CO2 capture by adsorption

The increasing concentration of CO2 in the atmosphere entails casualties, mainly global warming issues. For quite a long time, considerable efforts have been dedicated to suppressing this issue. Amongst the proposed solutions, direct air capture (DAC) is deemed to be one of the most promising technologies in the future for mitigating the challenges caused by carbon dioxide. In this thesis project, CO2 removal by the DAC method using a suitable adsorbent, namely, zeolite, is studied. Adsorption and desorption processes on the Z8 test plant are implemented by applying the temperature swing adsorption (TSA) principle. The test facility Z8 at Greencap Solutions includes a packed adsorbent bed and advanced instrumentation and control systems. It contains three adsorption columns, two of which are for water removal before the carbon capture. For moisture removal from flowing air, silica gel desiccant is deployed. The CO2 capture process is done by the flowing air over a packed bed of zeolite beads. CO2 initially gets captured at the bed inlet, and after the progression of the capture process, the zeolite beads near the packed bed inlet becomes saturated with CO2, and CO2 is captured further into the bed. Near the end of the capture process, CO2 is detected at the outlet of the packed bed, initially at very low concentrations.
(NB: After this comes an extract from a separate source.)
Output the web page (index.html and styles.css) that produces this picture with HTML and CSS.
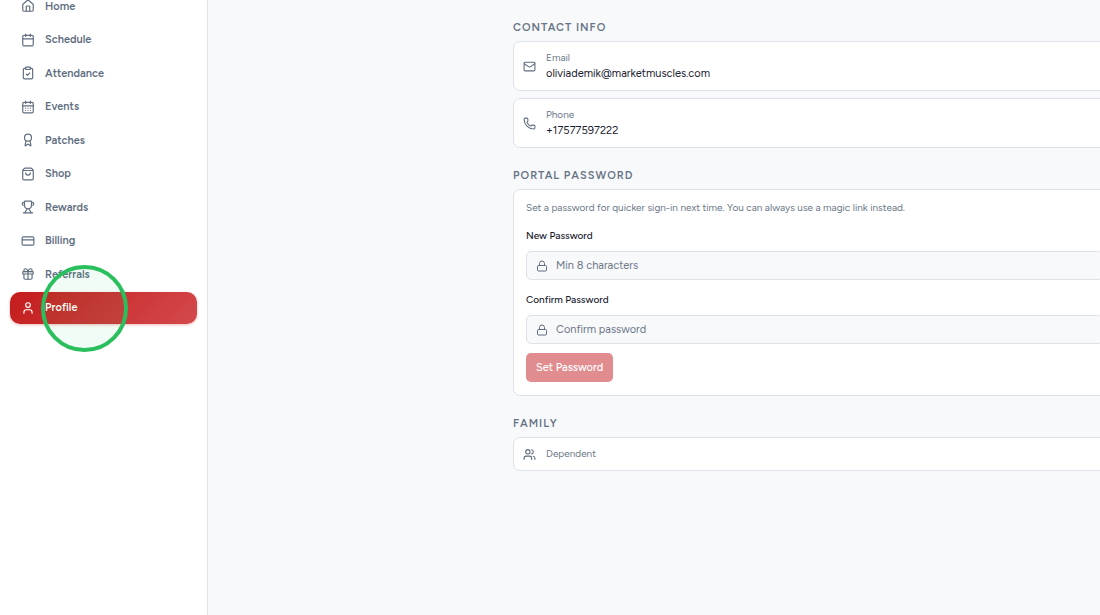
FILE: index.html
```html
<!DOCTYPE html>
<html lang="en">
  <head>
    <meta charset="UTF-8" />
    <meta name="viewport" content="width=device-width, initial-scale=1.0" />
    <title>Profile</title>
    <link rel="stylesheet" href="styles.css">
  </head>
  <body>
    <aside class="sidebar">
      <nav class="nav">
        <a class="nav-item" href="#home">
          <svg class="icon" viewBox="0 0 24 24"><path d="M15 21v-8a1 1 0 0 0-1-1h-4a1 1 0 0 0-1 1v8" /><path d="M3 10a2 2 0 0 1 .709-1.528l7-5.999a2 2 0 0 1 2.582 0l7 5.999A2 2 0 0 1 21 10v9a2 2 0 0 1-2 2H5a2 2 0 0 1-2-2z" /></svg>
          Home
        </a>
        <a class="nav-item" href="#schedule">
          <svg class="icon" viewBox="0 0 24 24"><path d="M8 2v4M16 2v4M3 10h18" /><rect x="3" y="4" width="18" height="18" rx="2" /></svg>
          Schedule
        </a>
        <a class="nav-item" href="#attendance">
          <svg class="icon" viewBox="0 0 24 24"><rect x="8" y="2" width="8" height="4" rx="1" /><path d="M16 4h2a2 2 0 0 1 2 2v14a2 2 0 0 1-2 2H6a2 2 0 0 1-2-2V6a2 2 0 0 1 2-2h2" /><path d="m9 14 2 2 4-4" /></svg>
          Attendance
        </a>
        <a class="nav-item" href="#events">
          <svg class="icon" viewBox="0 0 24 24"><path d="M8 2v4M16 2v4M3 10h18" /><rect x="3" y="4" width="18" height="18" rx="2" /><path d="M8 14h.01M12 14h.01M16 14h.01M8 18h.01M12 18h.01M16 18h.01" /></svg>
          Events
        </a>
        <a class="nav-item" href="#patches">
          <svg class="icon" viewBox="0 0 24 24"><path d="m15.477 12.89 1.515 8.526a.5.5 0 0 1-.81.47l-3.58-2.687a1 1 0 0 0-1.197 0l-3.586 2.686a.5.5 0 0 1-.81-.469l1.514-8.526" /><circle cx="12" cy="8" r="6" /></svg>
          Patches
        </a>
        <a class="nav-item" href="#shop">
          <svg class="icon" viewBox="0 0 24 24"><path d="M16 10a4 4 0 0 1-8 0" /><path d="M3.103 6.034h17.794" /><path d="M3.4 5.467a2 2 0 0 0-.4 1.2V20a2 2 0 0 0 2 2h14a2 2 0 0 0 2-2V6.667a2 2 0 0 0-.4-1.2l-2-2.667A2 2 0 0 0 17 2H7a2 2 0 0 0-1.6.8z" /></svg>
          Shop
        </a>
        <a class="nav-item" href="#rewards">
          <svg class="icon" viewBox="0 0 24 24"><path d="M10 14.66v1.626a2 2 0 0 1-.976 1.696A5 5 0 0 0 7 21.978" /><path d="M14 14.66v1.626a2 2 0 0 0 .976 1.696A5 5 0 0 1 17 21.978" /><path d="M18 9h1.5a2.5 2.5 0 0 0 0-5H18" /><path d="M4 22h16" /><path d="M6 9a6 6 0 0 0 12 0V3a1 1 0 0 0-1-1H7a1 1 0 0 0-1 1z" /><path d="M6 9H4.5a2.5 2.5 0 0 1 0-5H6" /></svg>
          Rewards
        </a>
        <a class="nav-item" href="#billing">
          <svg class="icon" viewBox="0 0 24 24"><rect x="2" y="5" width="20" height="14" rx="2" /><path d="M2 10h20" /></svg>
          Billing
        </a>
        <a class="nav-item" href="#referrals">
          <svg class="icon" viewBox="0 0 24 24"><rect x="3" y="8" width="18" height="4" rx="1" /><path d="M12 8v13" /><path d="M19 12v7a2 2 0 0 1-2 2H7a2 2 0 0 1-2-2v-7" /><path d="M7.5 8a2.5 2.5 0 0 1 0-5A4.8 8 0 0 1 12 8a4.8 8 0 0 1 4.5-5 2.5 2.5 0 0 1 0 5" /></svg>
          Referrals
        </a>
        <a class="nav-item active" href="#profile" aria-current="page">
          <svg class="icon" viewBox="0 0 24 24"><path d="M19 21v-2a4 4 0 0 0-4-4H9a4 4 0 0 0-4 4v2" /><circle cx="12" cy="7" r="4" /></svg>
          Profile
          <span class="click-ring"></span>
        </a>
      </nav>
    </aside>

    <main class="main">
      <div class="content">
        <section>
          <h2>CONTACT INFO</h2>
          <div class="card row">
            <svg class="icon small" viewBox="0 0 24 24"><path d="m22 7-8.991 5.727a2 2 0 0 1-2.009 0L2 7" /><rect x="2" y="4" width="20" height="16" rx="2" /></svg>
            <div>
              <p class="label">Email</p>
              <p>oliviademik@marketmuscles.com</p>
            </div>
          </div>
          <div class="card row">
            <svg class="icon small" viewBox="0 0 24 24"><path d="M13.832 16.568a1 1 0 0 0 1.213-.303l.355-.465A2 2 0 0 1 17 15h3a2 2 0 0 1 2 2v3a2 2 0 0 1-2 2A18 18 0 0 1 2 4a2 2 0 0 1 2-2h3a2 2 0 0 1 2 2v3a2 2 0 0 1-.8 1.6l-.468.351a1 1 0 0 0-.292 1.233 14 14 0 0 0 6.392 6.384" /></svg>
            <div>
              <p class="label">Phone</p>
              <p>+17577597222</p>
            </div>
          </div>
        </section>

        <section>
          <h2>PORTAL PASSWORD</h2>
          <form class="card password-form">
            <p class="hint">Set a password for quicker sign-in next time. You can always use a magic link instead.</p>
            <label for="new-password">New Password</label>
            <div class="field">
              <svg class="icon tiny" viewBox="0 0 24 24"><rect x="3" y="11" width="18" height="11" rx="2" /><path d="M7 11V7a5 5 0 0 1 10 0v4" /></svg>
              <input id="new-password" type="password" placeholder="Min 8 characters" />
            </div>
            <label for="confirm-password">Confirm Password</label>
            <div class="field">
              <svg class="icon tiny" viewBox="0 0 24 24"><rect x="3" y="11" width="18" height="11" rx="2" /><path d="M7 11V7a5 5 0 0 1 10 0v4" /></svg>
              <input id="confirm-password" type="password" placeholder="Confirm password" />
            </div>
            <button type="submit" disabled>Set Password</button>
          </form>
        </section>

        <section>
          <h2>FAMILY</h2>
          <div class="card row">
            <svg class="icon small" viewBox="0 0 24 24"><path d="M16 21v-2a4 4 0 0 0-4-4H6a4 4 0 0 0-4 4v2" /><circle cx="9" cy="7" r="4" /><path d="M16 3.128a4 4 0 0 1 0 7.744" /><path d="M22 21v-2a4 4 0 0 0-3-3.87" /></svg>
            <p class="label">Dependent</p>
          </div>
        </section>
      </div>
    </main>
  </body>
</html>
```
FILE: styles.css
```css
* {
  box-sizing: border-box;
}

body {
  margin: 0;
  font-family: Figtree, Inter, sans-serif;
  font-size: 11px;
  line-height: 16px;
  background-color: #f8f9fb;
  color: #18202e;
  display: flex;
  min-height: 100vh;
  overflow: hidden;
}

h2,
p {
  margin: 0;
}

.icon {
  width: 14px;
  height: 14px;
  flex: none;
  fill: none;
  stroke: currentColor;
  stroke-width: 2;
  stroke-linecap: round;
  stroke-linejoin: round;
}

.icon.small {
  width: 13px;
  height: 13px;
  color: #606d7e;
}

.icon.tiny {
  width: 12px;
  height: 12px;
  color: #606d7e;
}

/* sidebar */
.sidebar {
  width: 208px;
  flex: none;
  padding: 0 10px;
  background-color: #ffffff;
  border-right: 1px solid #dfe4ea;
}

/* list is scrolled slightly past the top */
.nav {
  display: flex;
  flex-direction: column;
  justify-content: space-between;
  height: 334px;
  margin-top: -10px;
}

.nav-item {
  display: flex;
  align-items: center;
  gap: 10px;
  height: 32px;
  padding: 0 11px;
  border-radius: 10px;
  line-height: 17px;
  font-weight: 600;
  color: #606d7e;
  text-decoration: none;
}

.nav-item.active {
  position: relative;
  color: #ffffff;
  background: linear-gradient(135deg, #c41c1c, #d3494c);
  box-shadow: 0 1px 3px rgba(196, 28, 28, 0.3);
}

.click-ring {
  position: absolute;
  left: 31px;
  top: -27px;
  width: 87px;
  height: 87px;
  border: 4px solid #2abf5d;
  border-radius: 50%;
  background-color: rgba(34, 197, 94, 0.06);
}

/* profile page */
.main {
  flex: 1;
  min-width: 0;
  padding: 19px 0 0 305px;
}

/* the column runs on past the window edge */
.content {
  display: flex;
  flex-direction: column;
  gap: 19px;
  margin-right: -16px;
}

h2 {
  margin-bottom: 4px;
  font-size: 11px;
  line-height: 18px;
  font-weight: 600;
  letter-spacing: 1px;
  color: #667385;
}

.card {
  background-color: #ffffff;
  border: 1px solid #dde2e8;
  border-radius: 7px;
}

.card + .card {
  margin-top: 7px;
}

.row {
  display: flex;
  align-items: center;
  gap: 10px;
  padding: 8px 9px;
}

.label,
.hint {
  font-size: 10px;
  color: #6b7787;
}

.password-form {
  display: flex;
  flex-direction: column;
  padding: 10px 12px 13px;
}

.password-form label {
  margin-top: 12px;
  font-size: 10px;
  font-weight: 500;
}

.field {
  display: flex;
  align-items: center;
  gap: 8px;
  height: 29px;
  margin-top: 7px;
  padding: 0 9px;
  background-color: #f8f9fb;
  border: 1px solid #dde2e8;
  border-radius: 5px;
}

.field input {
  flex: 1;
  padding: 0;
  border: none;
  outline: none;
  background: none;
  font: inherit;
  color: inherit;
}

.field input::placeholder {
  color: #6b7787;
  opacity: 1;
}

.password-form button {
  align-self: flex-start;
  height: 29px;
  margin-top: 9px;
  padding: 0 10px;
  border: none;
  border-radius: 5px;
  background-color: #e18d8f;
  color: #ffffff;
  font: inherit;
  font-weight: 500;
}
```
The concentration augments with time, and this is called breakthrough, and the CO2 concentration trends a breakthrough curve. Based on the breakthrough curves, the adsorption rate was examined, the amount of captured CO2 was calculated both till breakthrough and complete test. In addition, the pressure drop during the adsorption process was also investigated and compared with the Ergun equation to have a better realization. It was found that a higher flowrate caused a faster breakthrough. Regarding the adsorption capacity, small size showed the highest capacity due to more active sites on the surface. However, as the adsorbent particle size declined, it caused more pressure drop due to the fewer void fractions. Eventually, considering the obtained results from the experiments, a conclusion is made, and further work for improving the test plant is suggested.